Adams and his virgin teddy bears taking Shock and Dáil to new levels
JOURNALISTS love full privilege.
It is a right only available to us in the court of law and in the Dáil. The reason we love it is it means one less headache for us as we tightrope walk the fine line between reportage and being (considered) vampiric monsters bent on sucking the life out of our interviewees and leaving them hollowed up shells of their former selves.
I jest. Well, kind of.
Last week Christmas came early for colour writers and journalists of varying hues, (mostly political I imagine), who were priviliged enough to be in the Dáil for the latest mad outburst from Sinn Féin leader Gerry Adams.

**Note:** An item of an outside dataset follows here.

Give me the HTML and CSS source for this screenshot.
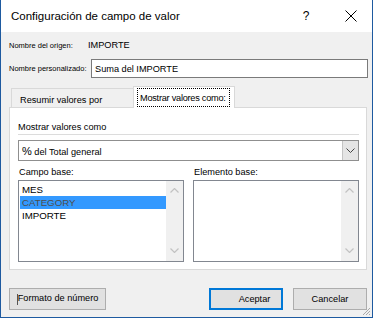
FILE: index.html
```html
<!DOCTYPE html>
<html>
<head>
    <title>Configuración de campo de valor</title>
    <link rel="stylesheet" href="styles.css">
</head>
<body>
    <div class="dialog">
        <div class="titlebar">
            <span class="title">Configuración de campo de valor</span>
            <span class="help">?</span>
            <span class="close">
                <svg width="12" height="12" viewBox="0 0 12 12"><path d="M0.5 0.5 L11.5 11.5 M11.5 0.5 L0.5 11.5" stroke="#000" stroke-width="1" fill="none"/></svg>
            </span>
        </div>

        <div class="content">
            <div class="origin">
                <span class="small-label">Nombre del origen:</span>
                <span class="source">IMPORTE</span>
            </div>
            <div class="custom">
                <span class="small-label">Nombre personalizado:</span>
                <input type="text" value="Suma del IMPORTE">
            </div>

            <div class="tabs">
                <div class="tab">Resumir valores por</div>
                <div class="tab active"><span class="focus">Mostrar valores como:</span></div>
            </div>

            <div class="panel">
                <div class="section-label">Mostrar valores como</div>
                <div class="select">
                    <span class="select-text"><span class="pct">%</span> del Total general</span>
                    <span class="select-btn">
                        <svg width="9" height="5" viewBox="0 0 9 5"><path d="M0.5 0.5 L4.5 4.5 L8.5 0.5" stroke="#444" stroke-width="1" fill="none"/></svg>
                    </span>
                </div>

                <div class="fields">
                    <div class="field">
                        <div class="field-label">Campo base:</div>
                        <div class="listbox">
                            <div class="items">
                                <div class="item">MES</div>
                                <div class="item selected">CATEGORY</div>
                                <div class="item">IMPORTE</div>
                            </div>
                            <div class="scroll">
                                <svg width="9" height="5" viewBox="0 0 9 5"><path d="M0.5 4.5 L4.5 0.5 L8.5 4.5" stroke="#c2c2c2" stroke-width="1.2" fill="none"/></svg>
                                <svg width="9" height="5" viewBox="0 0 9 5"><path d="M0.5 0.5 L4.5 4.5 L8.5 0.5" stroke="#c2c2c2" stroke-width="1.2" fill="none"/></svg>
                            </div>
                        </div>
                    </div>
                    <div class="field">
                        <div class="field-label">Elemento base:</div>
                        <div class="listbox">
                            <div class="items"></div>
                            <div class="scroll">
                                <svg width="9" height="5" viewBox="0 0 9 5"><path d="M0.5 4.5 L4.5 0.5 L8.5 4.5" stroke="#c2c2c2" stroke-width="1.2" fill="none"/></svg>
                                <svg width="9" height="5" viewBox="0 0 9 5"><path d="M0.5 0.5 L4.5 4.5 L8.5 0.5" stroke="#c2c2c2" stroke-width="1.2" fill="none"/></svg>
                            </div>
                        </div>
                    </div>
                </div>
            </div>

            <div class="buttons">
                <button class="btn format"><span class="caret"></span>Formato de número</button>
                <button class="btn ok">Aceptar</button>
                <button class="btn cancel">Cancelar</button>
            </div>
        </div>

        <svg class="grip" width="10" height="10" viewBox="0 0 10 10">
            <path d="M9 2 L2 9 M9 5 L5 9 M9 8 L8 9" stroke="#a8a8a8" stroke-width="1" fill="none"/>
        </svg>
    </div>
</body>
</html>
```

FILE: styles.css
```css
body {
    margin: 0;
    background: #ffffff;
    font-family: "Liberation Sans", Arial, sans-serif;
    font-size: 9.2px;
    color: #000;
}
.dialog {
    width: 371px;
    height: 317px;
    border: 1px solid #1e5aa0;
    border-top: none;
    display: flex;
    flex-direction: column;
    position: relative;
}
.titlebar {
    height: 32px;
    flex-shrink: 0;
    background: white;
    display: flex;
    align-items: center;
    padding-left: 10px;
}
.title {
    flex: 1;
    font-size: 11.5px;
}
.help {
    width: 12px;
    text-align: center;
    font-size: 12px;
    margin-right: 33px;
}
.close {
    width: 12px;
    height: 12px;
    margin-right: 15px;
    display: flex;
}
.content {
    flex: 1;
    background: #f0f0f0;
    padding: 0 5px 0 8px;
    display: flex;
    flex-direction: column;
}
.origin {
    margin-top: 6px;
    height: 14px;
    display: flex;
    align-items: center;
}
.small-label {
    font-size: 7.5px;
}
.origin .small-label {
    width: 79px;
}
.custom .small-label {
    width: 82px;
}
.custom {
    margin-top: 7px;
    height: 19px;
    display: flex;
    align-items: center;
}
input {
    width: 277px;
    height: 19px;
    box-sizing: border-box;
    margin: 0 -1px 0 0;
    padding: 0 3px;
    border: 1px solid #7a7a7a;
    font-family: inherit;
    font-size: 9.2px;
    color: #000;
    outline: none;
}
.tabs {
    margin-top: 8px;
    height: 21px;
    padding-left: 2px;
    display: flex;
    align-items: flex-end;
    position: relative;
    z-index: 1;
}
.tab {
    width: 123px;
    height: 19px;
    box-sizing: border-box;
    border: 1px solid #d9d9d9;
    border-bottom: none;
    background: #f0f0f0;
    padding: 0 8px 2px 8px;
    display: flex;
    align-items: flex-end;
}
.tab.active {
    width: 102px;
    height: 22px;
    margin-left: -1px;
    margin-bottom: -1px;
    background: white;
    padding: 1px 4px 0 3px;
    align-items: flex-start;
}
.focus {
    width: 93px;
    height: 19px;
    box-sizing: border-box;
    outline: 1px dotted #000;
    outline-offset: -1px;
    padding: 0 0 0 3px;
    line-height: 21px;
    letter-spacing: -0.25px;
    white-space: nowrap;
}
.panel {
    background: white;
    border: 1px solid #d9d9d9;
    padding: 12px 7px 7px 8px;
}
.section-label {
    height: 14px;
    line-height: 14px;
    border-bottom: 1px solid #dcdcdc;
}
.select {
    margin-top: 5px;
    height: 21px;
    box-sizing: border-box;
    border: 1px solid #8f8f8f;
    display: flex;
    align-items: center;
}
.select-text {
    flex: 1;
    padding-left: 3px;
}
.pct {
    font-size: 11px;
}
.select-btn {
    width: 16px;
    height: 100%;
    box-sizing: border-box;
    border-left: 1px solid #c4c4c4;
    background: #e5e5e5;
    display: flex;
    align-items: center;
    justify-content: center;
}
.fields {
    margin-top: 4px;
    display: flex;
    gap: 9px;
}
.field {
    width: 166px;
}
.field-label {
    height: 14px;
    line-height: 14px;
    padding-left: 1px;
}
.listbox {
    margin-top: 1px;
    height: 82px;
    box-sizing: border-box;
    border: 1px solid #828790;
    display: flex;
    background: white;
}
.items {
    flex: 1;
    padding-top: 2px;
}
.item {
    height: 13px;
    line-height: 14px;
    font-size: 9.7px;
    padding-left: 2px;
    margin-left: 1px;
}
.item.selected {
    background: #3399ff;
    color: #4d4d4d;
}
.scroll {
    width: 17px;
    background: #f0f0f0;
    display: flex;
    flex-direction: column;
    justify-content: space-between;
    align-items: center;
    padding: 7px 0 8px 0;
    box-sizing: border-box;
}
.buttons {
    margin-top: 18px;
    display: flex;
}
.btn {
    height: 22px;
    border: 1px solid #adadad;
    background: #e1e1e1;
    font-family: inherit;
    font-size: 9.2px;
    color: #000;
    padding: 0;
    margin: 0;
}
.format {
    width: 97px;
    margin-right: auto;
}
.caret {
    display: inline-block;
    width: 0;
    height: 11px;
    border-left: 1px solid #555;
    vertical-align: middle;
}
.ok {
    width: 74px;
    border: 2px solid #0078d7;
    padding-left: 17px;
}
.cancel {
    width: 74px;
    margin-left: 10px;
}
.grip {
    position: absolute;
    right: 1px;
    bottom: 1px;
}
```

Adams is one of the most iconic politicans of his generation. He has been around as long as many of us can remember and has graced the telly, usually looking sombre, all eyebrows, furrowed forehead and downcast gaze peering into the middle distance. Lately, as if he has undergone some American PR training, he has been showing his teeth more and has even developed a large Twitter following of 120,000 people.
Known for his interesting, quirky take on life, he is no stranger to raising eyebrows around the world.
In 2015 he revealed that he trampolines naked with his dog, In 2013 he announced on Twitter that his two gay teddy bears Tom and Ted that got engaged and how happy he was for both of them. His teddies have become presentable mascots for a not-so-presentable leader, showing his softer side.
Last week he inflicted more teddy trauma on the ears of the nation when he announced, 'My teddy bears are virgins, a cathairleach', during a debate on Irish Water. During the debate, Sinn Féin TD Louise O'Reilly hit out at Fianna Fáil's stance on water, saying the party has had 'more positions than the Kama Sutra on this issue', which most rank among the most titillating comments ever pronounced in the Dáil chamber, (out of earshot of the mics). Moments later, Adams referred to his colleagues remarks, before describing his teddy bears as 'virgins'.
'I commend Teachta O'Reilly for that line and I'm sorry I didn't think of it myself. But anyway, Fianna Fáil and the Kama Sutra, the mind boggles. My teddy bears are virgins, a Chathaoirleach.'
The thought process that lead to this announcement would have had Freud dancing a jig and is no doubt being studied by psychoanalysts around the world.
One presumes he was trying to steal O'Reilly's thunder by saying something even more shocking, while distancing himself from Fianna Fail and any notion of having sex with any of its members.
His comment reminded me of one almost as equally bizarre that I heard while on a junket trip to Brussels in the good old days. An Irish MEP came into a meeting on EU economic policy and delcared that he liked tomatoes. 'Tomatoes are amazing. You can eat them, make ketchup from them and soup and everything,' the MEP said.
As Sinn Féin leader Adams had some success in the General Election earlier this year when his party won a record 23 seats, although there were hopes it would win more than 30. Even his histrionics and finger-pointing couldn't rescue him from defeat in the debates. His latest admission that there is a plan for his exit as leader of the Sinn Féin party show his goose will soon be cooked - but there's always Europe, and teddies travel free.